Hay almas que nacen destinadas a ser el eco de lo que otros murmuran en sus corazones. Alicia Quesada es una de esas almas. Atravieso el umbral de su oficina con una ligera sospecha de que, tras sus gestos serenos, se esconde un río subterráneo de palabras y sueños. Su sonrisa es el reflejo de su vida, una vida dedicada no solo a los libros, sino al oficio más antiguo del mundo: escuchar. No basta con escribir, dice Quesada, como quien revela un secreto bien guardado; hace falta que alguien reciba esa confesión, que le dé forma y, sobre todo, sentido.

Círculo Rojo es su hogar, pero también su taller. Aquí, entre páginas que aún no han encontrado lector, Alicia ha asistido a más de mil escritores, cada uno con sus fantasmas, sus esperanzas, su deseo de permanencia. «Cada autor es un universo», murmura, más para sí misma que para mí, como si en cada uno de esos universos quedara ella atrapada por instantes, intentando descubrir su órbita precisa.

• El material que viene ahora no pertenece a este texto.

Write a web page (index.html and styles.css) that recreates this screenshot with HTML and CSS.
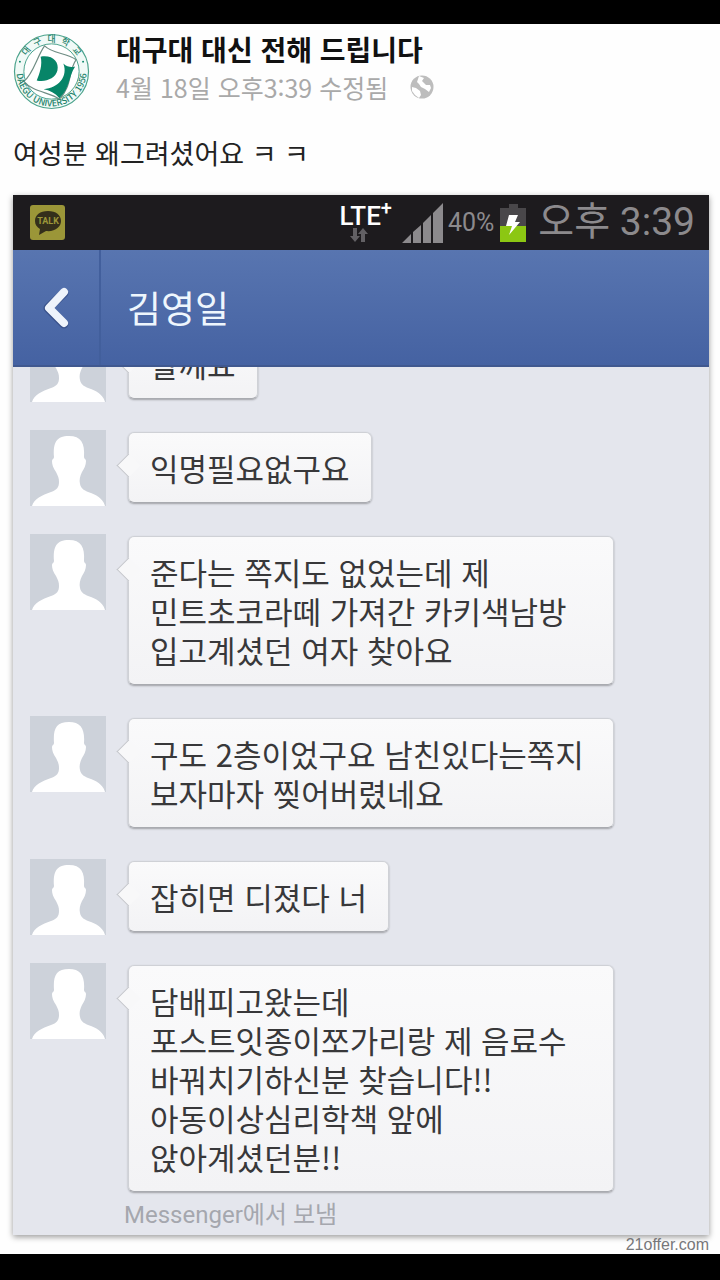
FILE: index.html
```
<!DOCTYPE html>
<html lang="ko">
<head>
    <meta charset="UTF-8">
    <meta name="viewport" content="width=device-width, initial-scale=1.0">
    <title>대구대 대신 전해 드립니다</title>
    <link rel="stylesheet" href="styles.css">
</head>
<body>
    <!-- Avatar silhouette, reused by every message -->
    <svg class="defs" width="0" height="0" aria-hidden="true">
        <symbol id="person" viewBox="0 0 76 76">
            <path fill="#fff" d="M2 76C4 69 12 65 21 62C27 60 29 57 29 52C29 48 28 46 26 42C23 38 22 34 22 31C22 29 24 29 24 27C23 13 26 6 39 6C51 6 55 13 54 27C54 29 56 29 56 31C56 35 54 39 52 42C50 46 49 50 50 54C51 59 55 61 61 63C69 66 74 71 75 76Z"/>
        </symbol>
    </svg>

    <main class="post">
        <header class="post-header">
            <svg class="logo" viewBox="0 0 78 78" role="img" aria-label="Daegu University">
                <circle cx="39" cy="39" r="37.5" fill="#f1faf7" stroke="#4ba38c" stroke-width="1.2"/>
                <circle cx="39" cy="39" r="28" fill="#fff" stroke="#4ba38c" stroke-width="1"/>
                <path d="M32 13C40 21 54 20 64 27C56 38 60 54 47 67C38 60 20 60 11 49C21 41 24 24 32 13Z" fill="#fff" stroke="#6f8d84" stroke-width="1.2"/>
                <path d="M28 24C40 22 47 29 45 38C43 46 33 50 24 48C27 41 30 32 28 24Z" fill="#078568"/>
                <path d="M51 31C55 35 60 35 63 34C56 44 58 56 47 66C43 61 37 58 31 57C46 56 56 44 51 31Z" fill="#078568"/>
                <path id="arcTop" d="M9 39A30 30 0 0 1 69 39" fill="none"/>
                <path id="arcBottom" d="M4 33A35.5 35.5 0 1 0 74 33" fill="none"/>
                <text class="logo-text"><textPath href="#arcTop" startOffset="50%" text-anchor="middle">대  구  대  학  교</textPath></text>
                <text class="logo-text"><textPath href="#arcBottom" startOffset="50%" text-anchor="middle">DAEGU UNIVERSITY 1956</textPath></text>
                <circle cx="7" cy="29" r="1" fill="#078568"/>
                <circle cx="71" cy="29" r="1" fill="#078568"/>
            </svg>
            <div class="post-info">
                <h1 class="page-name">대구대 대신 전해 드립니다</h1>
                <div class="post-date">
                    <span>4월 18일 오후3:39 수정됨</span>
                    <svg class="globe" viewBox="0 0 24 24" aria-hidden="true">
                        <circle cx="12" cy="12" r="11.5" fill="#bdbdbd"/>
                        <path fill="#fff" d="M9 1L14 3L12 6L16 10L20 10L21 13L19 17L15 14L11 12L9 9L7 7ZM2 12L6 13L10 16L11 20L9 23L5 20L2 16Z"/>
                    </svg>
                </div>
            </div>
        </header>
        <p class="post-text">여성분 왜그려셨어요 ㅋ ㅋ</p>

        <section class="phone">
            <div class="status-bar">
                <svg class="talk" viewBox="0 0 35 35" aria-hidden="true">
                    <rect width="35" height="35" rx="3" fill="#9b9638"/>
                    <path fill="#342f1b" d="M18 6C10 6 5 10 5 16C5 20 7 22 10 24L9 30L16 26C25 27 31 22 31 16C31 10 26 6 18 6Z"/>
                    <text class="talk-text" x="18" y="19" text-anchor="middle">TALK</text>
                </svg>
                <div class="network">
                    <span class="lte">LTE<sup class="plus">+</sup></span>
                    <svg class="arrows" viewBox="0 0 20 14" aria-hidden="true">
                        <path fill="#626064" d="M4 0H8V8H11L6 14L1 8H4ZM12 14V6H9L14 0L19 6H16V14Z"/>
                    </svg>
                </div>
                <svg class="signal" viewBox="0 0 42 40" aria-hidden="true">
                    <path fill="#8c8a8d" d="M0 40L9 31V40ZM11 29L19 22V40H11ZM21 20L29 12V40H21ZM31 10L41 0V40H31Z"/>
                </svg>
                <span class="percent">40%</span>
                <svg class="battery" viewBox="0 0 26 38" aria-hidden="true">
                    <path fill="#49474a" d="M9 0H18V4H26V22H0V4H9Z"/>
                    <path fill="#8cc713" d="M0 22H26V38H0Z"/>
                    <path fill="#fff" d="M9 11H18L15 18H20L9 31L12 22H6Z"/>
                </svg>
                <span class="clock">오후 3:39</span>
            </div>

            <div class="chat-header">
                <button class="back" type="button" aria-label="뒤로">
                    <svg class="back-icon" viewBox="0 0 28 44" aria-hidden="true">
                        <path d="M22 7L6 22L22 38" fill="none" stroke="#39518a" stroke-width="9" stroke-linecap="round" stroke-linejoin="round"/>
                        <path d="M22 6L7 22L22 37" fill="none" stroke="#eef3fb" stroke-width="8" stroke-linecap="round" stroke-linejoin="round"/>
                    </svg>
                </button>
                <h2 class="chat-name">김영일</h2>
            </div>

            <div class="chat">
                <div class="message">
                    <svg class="avatar"><use href="#person"/></svg>
                    <p class="bubble">할께요</p>
                </div>
                <div class="message">
                    <svg class="avatar"><use href="#person"/></svg>
                    <p class="bubble">익명필요없구요</p>
                </div>
                <div class="message">
                    <svg class="avatar"><use href="#person"/></svg>
                    <p class="bubble">준다는 쪽지도 없었는데 제 민트초코라떼 가져간 카키색남방 입고계셨던 여자 찾아요</p>
                </div>
                <div class="message">
                    <svg class="avatar"><use href="#person"/></svg>
                    <p class="bubble">구도 2층이었구요 남친있다는쪽지 보자마자 찢어버렸네요</p>
                </div>
                <div class="message">
                    <svg class="avatar"><use href="#person"/></svg>
                    <p class="bubble">잡히면 디졌다 너</p>
                </div>
                <div class="message">
                    <svg class="avatar"><use href="#person"/></svg>
                    <p class="bubble">담배피고왔는데 포스트잇종이쪼가리랑 제 음료수 바꿔치기하신분 찾습니다!! 아동이상심리학책 앞에 앉아계셨던분!!</p>
                </div>
                <p class="sent-from">Messenger에서 보냄</p>
            </div>
        </section>

        <footer class="watermark">21offer.com</footer>
    </main>
</body>
</html>
```
FILE: styles.css
```
* {
    box-sizing: border-box;
}

body {
    margin: 0;
    padding: 24px 0;
    background-color: #000;
    font-family: "Noto Sans CJK KR", sans-serif;
}

h1, h2, p {
    margin: 0;
}

svg {
    display: block;
    flex: none;
}

.defs {
    position: absolute;
}

.post {
    background-color: #fefefe;
    padding: 9px 11px 0 13px;
}

/* Post header */
.post-header {
    display: flex;
    gap: 26px;
}

.logo {
    width: 77px;
    height: 77px;
}

.logo-text {
    font-size: 9px;
    font-weight: 500;
    fill: #25836c;
    white-space: pre;
}

.post-info {
    padding-bottom: 24px;
}

.page-name {
    font-size: 28px;
    line-height: 32px;
    font-weight: bold;
    color: #111;
}

.post-date {
    display: flex;
    align-items: center;
    gap: 22px;
    font-size: 25px;
    line-height: 44px;
    color: #a9a9a9;
}

.globe {
    width: 24px;
    height: 24px;
}

.post-text {
    padding-bottom: 22px;
    font-size: 27px;
    line-height: 40px;
    color: #222;
}

/* Phone screen */
.phone {
    background-color: #e4e6ed;
    box-shadow: 0 2px 6px rgba(0, 0, 0, 0.4);
}

.status-bar {
    display: flex;
    align-items: center;
    height: 55px;
    padding: 0 14px 0 17px;
    background-color: #1d1b1e;
    color: #8c8a8d;
    font-family: Roboto, "Noto Sans CJK KR", sans-serif;
}

.talk {
    width: 35px;
    height: 35px;
    margin-right: auto;
}

.talk-text {
    font-size: 9px;
    font-weight: bold;
    fill: #9b9638;
}

.network {
    margin-right: 10px;
}

.lte {
    display: block;
    font-size: 26px;
    line-height: 24px;
    font-weight: 500;
    color: #fff;
}

.plus {
    font-size: 20px;
    line-height: 0;
}

.arrows {
    width: 20px;
    height: 14px;
    margin-left: 10px;
}

.signal {
    width: 42px;
    height: 40px;
    margin-right: 4px;
}

.percent {
    margin-right: 6px;
    font-size: 25px;
}

.battery {
    width: 26px;
    height: 38px;
    margin-right: 12px;
}

.clock {
    font-size: 39px;
    line-height: 55px;
}

/* Chat header */
.chat-header {
    display: flex;
    align-items: center;
    height: 117px;
    background: linear-gradient(#5875b0, #4562a2);
    border-bottom: 2px solid #40588f;
}

.back {
    display: flex;
    align-items: center;
    justify-content: center;
    align-self: stretch;
    width: 88px;
    padding: 0;
    border: none;
    border-right: 2px solid #425f9c;
    background: none;
    cursor: pointer;
}

.back-icon {
    width: 28px;
    height: 44px;
}

.chat-name {
    padding: 0 0 2px 26px;
    font-size: 37px;
    line-height: 56px;
    font-weight: normal;
    color: #eef6fd;
}

/* Messages */
.chat {
    display: flex;
    flex-direction: column;
    gap: 31px;
    padding: 0 17px;
    overflow: hidden;
}

.message {
    display: flex;
    align-items: flex-start;
    gap: 22px;
}

/* The first message is scrolled halfway under the header */
.message:first-child {
    margin-top: -41px;
}

.avatar {
    width: 76px;
    height: 76px;
    margin-bottom: -4px;
    background-color: #cdd2da;
}

.bubble {
    position: relative;
    max-width: 486px;
    margin-top: 2px;
    padding: 15px 21px;
    border: 1px solid #cfd1d6;
    border-bottom-color: #a9abb0;
    border-radius: 6px;
    background: linear-gradient(#fafafb, #f3f3f5);
    box-shadow: 0 1px 2px rgba(0, 0, 0, 0.3);
    font-size: 31px;
    line-height: 39px;
    color: #38383a;
    word-break: keep-all;
}

.bubble::before {
    content: "";
    position: absolute;
    top: 24px;
    left: -9px;
    width: 16px;
    height: 16px;
    border: solid #c3c6cb;
    border-width: 0 0 1px 1px;
    background-color: #f8f8f9;
    transform: rotate(45deg);
}

.sent-from {
    margin-top: -26px;
    padding: 0 0 2px 94px;
    font-family: Roboto, "Noto Sans CJK KR", sans-serif;
    font-size: 24px;
    line-height: 36px;
    color: #a5a7ae;
}

.watermark {
    font-family: "Liberation Sans", sans-serif;
    font-size: 16px;
    line-height: 19px;
    text-align: right;
    color: #77777a;
}
```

Pero Alicia no corrige simplemente textos; los cría, los alimenta, los hace crecer. «Editar no es solo poner las comas en su sitio, es acompañar a los autores en su soledad, hacerles sentir que su palabra puede volverse tangible», dice, y en sus ojos veo la luz de quienes no se permiten descanso hasta ver la obra completa.

De pronto, pienso en los nombres que han cruzado su escritorio, como estrellas que pasan una noche por el cielo. Uno de ellos, Fran López Castillo, es un cometa. «Casi 60.000 ejemplares vendidos», dice, pero sin jactancia, como quien sabe que los números son lo de menos. «Alicia es un faro», me dijo Castillo alguna vez. En la tempestad del mundo editorial, ella es quien lleva a puerto seguro a los escritores. Es capaz de hacer que la oscuridad se vuelva luminosa. Lo repite con ternura, aunque con la firmeza de quien no deja lugar a dudas: el sistema de Círculo Rojo, la pasión que se pone en cada proyecto, es lo que los distingue de otras editoriales. Aquí no se publican libros, se alumbran sueños.

Círculo Rojo, que nació del arrojo visionario de Alberto Cerezuela en 2008, no es ya solo una editorial, es una aventura colectiva que ha dado cobijo a miles de autores. Alicia sonríe al recordar los primeros pasos, la audacia inicial de aquel proyecto que pretendía democratizar las letras, abrirle las puertas a quienes siempre las encontraron cerradas. «Desde el principio supe que esto era algo distinto», confiesa Quesada, con una sencillez que solo tienen los que están verdaderamente orgullosos. No hay presunción en sus palabras, sino una suerte de felicidad íntima, como si hablara de una planta que ha visto crecer con sus propias manos.

Y la planta ha florecido. No hay ceremonia literaria en la que no se mencione el nombre de Círculo Rojo, y cada octubre los premios que la editorial otorga se convierten en el gran acontecimiento del año para aquellos que abrazan el sueño de publicar. «Este año hay varios nominados que han trabajado conmigo», me dice Alicia, y por un segundo, su orgullo queda suspendido en el aire, delicado pero palpable. «Ver cómo se transforman es mi mayor satisfacción», añade, y uno entiende que su labor no es solo editorial, es casi maternal.

Desde su puesto, ha visto pasar por la editorial a más de 40.000 autores. «Aquí hemos construido una casa», dice con una seguridad que, lejos de ser rotunda, parece tierna. Y no es solo un refugio para los noveles, también autores de larga trayectoria eligen a Círculo Rojo, dejando atrás las convenciones del sector editorial tradicional. Alicia, sin embargo, esquiva el mérito. «El éxito no es mío», repite. «Es de ellos». Pero uno sabe que, sin su silenciosa guía, sin su capacidad de transformar el caos en orden, muchas de esas historias se habrían quedado en la penumbra de un cajón olvidado.

Al despedirme, noto en su escritorio el manuscrito de un autor con quien ha trabajado. Lo señala sin demasiada ceremonia, como quien enseña algo íntimo. «Este es el resultado de todo», murmura. «Verlo, tocarlo… esa es la prueba de que todo ha valido la pena». En ese gesto, en ese simple movimiento de su mano, Alicia Quesada nos revela el sentido último de su oficio: no se trata de corregir palabras, sino de dar vida a los sueños de otros. Y en cada libro que edita, hay una parte de ella, etérea y delicada, pero siempre presente. Como un susurro que atraviesa el tiempo.